Ammonia can have a significant impact on human health and the environment, and it’s one of the major air pollutants in the UK. So what steps are being taken by the poultry industry to mitigate this issue?
By Karen Wright
Odour complaints are just the tip of the iceberg when it comes to ammonia emissions from poultry units. They can also be associated health risks for humans and for poultry, says Cargill’s poultry specialist Daniel Palcu.
“It can also impact on the environment. It acidifies soil and fresh water, and this can negatively influence the balance of plant species. The restoration of this balance can be costly and can also take many years,” he adds.
Another factor for producers to consider is that high levels of ammonia in a poultry unit are detrimental to poultry health and are also a sign that feed conversion is less efficient. Nitrogen is excreted via the bird’s kidney, as uric acid, rather than being used for growth. So, tackling ammonia emissions can also be valuable in improving feed conversion efficiency.
“In poultry housing, the recommended ammonia levels are below 10ppm. Levels above that will damage the bird’s lung surface and if they’re above 20ppm then this will increase susceptibility to respiratory diseases. Levels above 25ppm may reduce growth in certain conditions,” he explains.
In the UK, Defra has ruled that ammonia levels in the UK should be reduced by 8% by 2020 and by 16% by 2030, from 2015 levels. At the moment, 88% of the total ammonia emissions come from agriculture, and it is estimated that the poultry industry is responsible for 15% of these. So, there is work to do.
In 2018, Defra’s Air Quality and Industrial Emissions team released a new guidance document for reducing ammonia emissions – Code of Good Agricultural Practice (COGAP).
“One of the key points in the ammonia reduction strategy refers to animal nutrition and the importance of professionally formulated diets,” says Palcu. “These can have a significant impact in reducing ammonia levels.
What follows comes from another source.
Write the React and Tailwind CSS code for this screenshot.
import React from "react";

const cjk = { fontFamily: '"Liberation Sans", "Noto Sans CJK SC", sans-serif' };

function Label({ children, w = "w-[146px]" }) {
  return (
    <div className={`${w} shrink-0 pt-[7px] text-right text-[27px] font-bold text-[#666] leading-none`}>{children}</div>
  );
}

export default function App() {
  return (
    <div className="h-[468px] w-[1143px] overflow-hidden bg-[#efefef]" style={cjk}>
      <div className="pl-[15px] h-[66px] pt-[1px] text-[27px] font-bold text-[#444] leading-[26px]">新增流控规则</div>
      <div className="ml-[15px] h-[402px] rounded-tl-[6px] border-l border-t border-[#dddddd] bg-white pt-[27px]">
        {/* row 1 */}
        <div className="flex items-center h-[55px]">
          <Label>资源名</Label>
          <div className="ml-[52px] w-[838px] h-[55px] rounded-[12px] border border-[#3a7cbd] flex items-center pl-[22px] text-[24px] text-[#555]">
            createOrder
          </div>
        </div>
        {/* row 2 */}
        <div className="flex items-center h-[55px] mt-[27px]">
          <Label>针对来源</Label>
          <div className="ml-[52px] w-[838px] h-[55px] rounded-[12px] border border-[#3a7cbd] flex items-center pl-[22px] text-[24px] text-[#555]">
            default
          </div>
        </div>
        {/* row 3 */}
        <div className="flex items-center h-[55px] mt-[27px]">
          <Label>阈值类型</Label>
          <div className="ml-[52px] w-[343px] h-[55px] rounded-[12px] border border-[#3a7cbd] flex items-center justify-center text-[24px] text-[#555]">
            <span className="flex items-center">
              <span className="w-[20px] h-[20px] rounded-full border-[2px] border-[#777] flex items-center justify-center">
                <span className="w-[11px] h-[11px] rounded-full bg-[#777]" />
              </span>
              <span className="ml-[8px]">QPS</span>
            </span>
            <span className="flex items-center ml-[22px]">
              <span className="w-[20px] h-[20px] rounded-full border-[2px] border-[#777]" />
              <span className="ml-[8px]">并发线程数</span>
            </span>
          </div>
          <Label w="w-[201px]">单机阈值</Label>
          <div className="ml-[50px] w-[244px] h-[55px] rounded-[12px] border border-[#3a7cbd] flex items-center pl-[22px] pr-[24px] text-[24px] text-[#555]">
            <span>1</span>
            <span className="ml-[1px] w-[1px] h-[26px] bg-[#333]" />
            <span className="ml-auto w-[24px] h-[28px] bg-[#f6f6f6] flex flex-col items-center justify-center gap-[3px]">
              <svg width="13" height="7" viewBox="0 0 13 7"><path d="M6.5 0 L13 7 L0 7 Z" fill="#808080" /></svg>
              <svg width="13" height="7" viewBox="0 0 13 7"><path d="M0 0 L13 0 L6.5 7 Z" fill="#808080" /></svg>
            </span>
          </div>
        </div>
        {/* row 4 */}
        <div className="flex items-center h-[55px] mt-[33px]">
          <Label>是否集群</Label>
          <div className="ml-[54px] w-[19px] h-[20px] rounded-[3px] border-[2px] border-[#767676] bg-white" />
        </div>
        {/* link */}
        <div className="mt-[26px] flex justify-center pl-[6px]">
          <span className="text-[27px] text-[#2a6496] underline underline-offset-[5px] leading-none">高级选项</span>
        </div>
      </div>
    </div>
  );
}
Precise formulation and using specific feed additives can promote better nutrient utilisation and minimise nitrogen excretion.
“It’s now possible to take this a step further with plant-based or ‘phytogenic’ work. This has led to the development of phytogenic products, for broiler and layer diets, that can improve gut health, reduce ammonia emissions and, therefore, improve feed efficiency. They’re good for the bird, good for the environment and, ultimately, good for the business.”
These phytogenic feed additives, which are now used in specialist feed additives in poultry diets, are a result of the discovery and testing of a wide range of active molecules. They have an interesting and complex mode of action and offer good results in animal production and health.
Research into phytogenics has increased significantly during the past few years. The poultry industry faces numerous challenges, going forward, including antibiotic reduction, sustainability and the environment. “The use of natural products seems to be, in some instances, the logical solution,” adds Palcu.
Cargill has been working on the development of phytogenic products through its partnership with Austrian-based Delacon; Delacon is well known globally for its work in plant-based feed additives.
It has found that saponins, a class of plant secondary metabolites found in a commercial phytogenic product, help to reduce ammonia formation by inhibiting enzymes involved in urea degradation and also by directly binding ammonia. “The nitrogen excretion is, therefore, reduced and this leads to less substrate for ammonia formation.”
In eight broiler and layer trials, where these saponins were included in the diet within the poultry feed additive Biostrong 510, ammonia emissions were reduced by 32%, with results ranging from 18% to 65% depending on the season.. Palcu adds that these results were linked with a significant reduction of wet litter (25%).
These trials compared the performance of 240 male Cobb 500 birds with a control group. Both were fed on a corn and soy diet with 22.9% crude protein as a starter diet reducing to 20.8% crude protein in the finishing stages, with one group fed the diet that included Biostrong 510.
A trial comparing the use of Biostrong 510 was also carried out in the UK in 2018 in a challenged environment. The performance, from zero to 35 days of age, of replicate groups of Ross 308 male birds fed on a control diet and one with Biostrong 510 were compared in used and clean litter.
“The work revealed a significant increase in liveweight, feed intake, and FCR in the birds fed on a diet that included Biostrong 510 at the rate of 150g/t. These results, together with the ammonia reducing effect, proves the efficacy of this specific phytogenic product,” he adds.